At the end of last year, a parking space in Hong Kong sold for almost $1MM. Costs definitely vary, depending on where you live.
Businesses are thinking about this too, lately. As remote work proved to be a viable option for many businesses over the last few months, several of them are contemplating making this practice more permanent for at least some of their staff. This could change some of their staffing costs. Is this an idea you have been contemplating too?
One big company is making a dramatic shift on this front. Facebook's CEO, Mark Zuckerberg recently announced that he expects as much as 50% of his company's employees to be working remotely within the next 5 to 10Ys. Simultaneously, the company says these workers should expect to be paid based on the cost of living of their location. So, if someone moves, their pay will be reassessed. Facebook already has this rule in place, but it will be more widely practiced as more employees go remote.
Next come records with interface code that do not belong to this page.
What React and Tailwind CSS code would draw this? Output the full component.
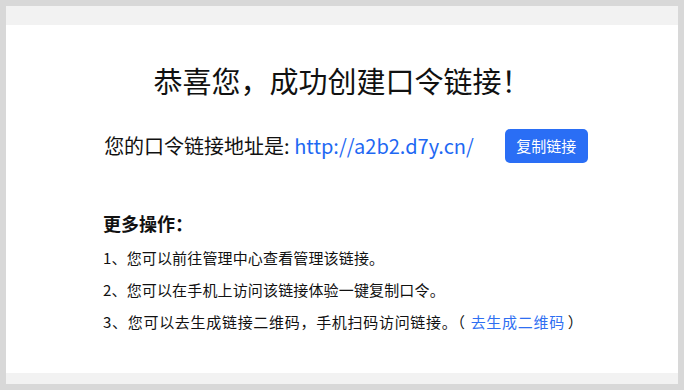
import React from "react";

const font = { fontFamily: '"Noto Sans CJK SC", "Noto Sans", sans-serif' };

function TipLine({ children, className = "" }) {
  return <div className={`h-8 flex items-center text-[15px] text-[#111] ${className}`}>{children}</div>;
}

export default function App() {
  return (
    <div className="w-[684px] h-[390px] bg-[#d8d8d8] p-[6px]" style={font}>
      <div className="h-full flex flex-col bg-white">
        <div className="h-[19px] bg-[#f2f2f2]" />

        <div className="flex-1 pt-[36px]">
          {/* Title */}
          <h1 className="h-10 flex items-center justify-center text-[29px] text-[#111] font-normal">
            恭喜您，成功创建口令链接！
          </h1>

          {/* Link row */}
          <div className="mt-[28px] flex items-center justify-center pl-[8px]">
            <span className="text-[20px] text-[#111]">
              您的口令链接地址是: <a className="text-[#1e68f3]">http://a2b2.d7y.cn/</a>
            </span>
            <button className="ml-[31px] h-[34px] w-[83px] rounded-[5px] bg-[#2a6ef5] text-white text-[15px] flex items-center justify-center">
              复制链接
            </button>
          </div>

          {/* More actions */}
          <div className="mt-[47px] pl-[97px]">
            <div className="h-[26px] flex items-center text-[18px] font-bold text-[#111]">更多操作：</div>
            <div className="mt-[6px]">
              <TipLine className="tracking-[0.15px]">1、您可以前往管理中心查看管理该链接。</TipLine>
              <TipLine className="tracking-[0.15px]">2、您可以在手机上访问该链接体验一键复制口令。</TipLine>
              <TipLine className="tracking-[0.7px]">
                3、您可以去生成链接二维码，手机扫码访问链接。（
                <a className="text-[#2f6ff2] pl-[5px] pr-[3px]">去生成二维码</a>）
              </TipLine>
            </div>
          </div>
        </div>

        <div className="h-[11px] bg-[#f2f2f2]" />
      </div>
    </div>
  );
}
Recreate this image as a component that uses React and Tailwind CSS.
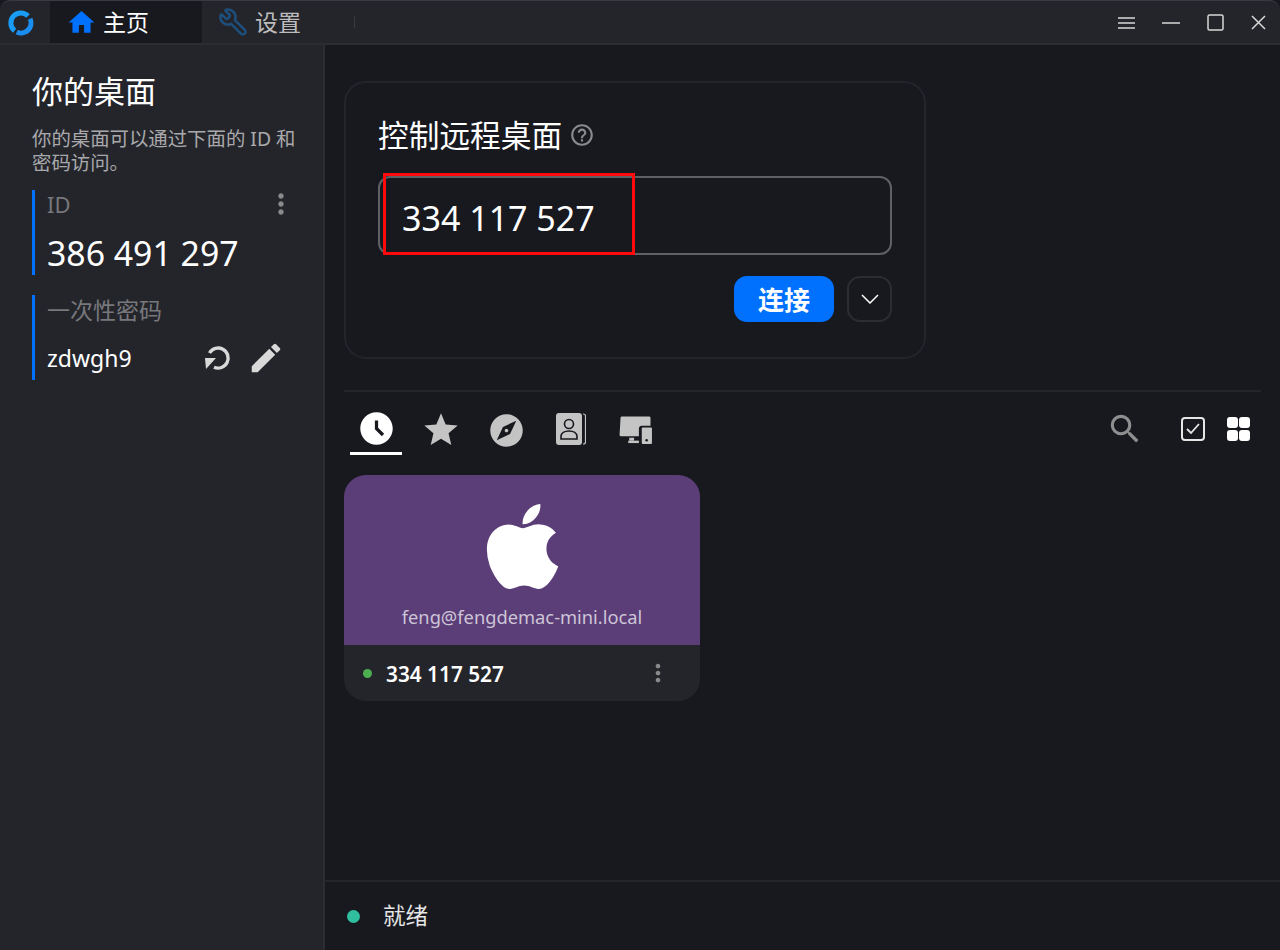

Adjusting the salaries of remote workers may be an attractive idea, particularly since this could mean significant savings for the employer. Yet, community financial institutions need to approach this issue with the following in mind.
Highly skilled employees. Highly skilled employees, especially in areas such as IT, could still be in high demand and expect higher compensation. According to data from Marker.com, remote technology workers can actually earn more than in-office employees. The national median pay for tech workers is $86,800 while their remote counterparts earn a median salary of $93,300. As community financial institutions seek out specific technology skills, this should be considered.
Extra enticements. On the other hand, for many other roles, it may make sense to adjust salaries. It is also important to remember that there are other enticements for employees than just salary. Bonus programs, health and dependent savings accounts, 401(k) programs, more vacation days, etc. could be offered as perks vs. a higher salary.
Additional benefits. Not only that, some people actually consider remote working a perk itself and are willing to accept a lower salary for it. In a recent OnePoll survey, 48% of office workers responded they would gladly accept a decrease in their salary to have the perk of working from home indefinitely. Not only do remote employees get increased flexibility, but they also like saving time commuting (72% from the same survey) and cutting expenses (66%), such as dry cleaning, child care, eating lunches out, and transportation.
If you are seriously contemplating more long-term plans for remote work at your institution, salary adjustments may be in order. Hopefully, we have given you a few things to consider as a start. Of course, discuss all of this with your human resources team to answer further questions and move you in the direction that is right for your institution.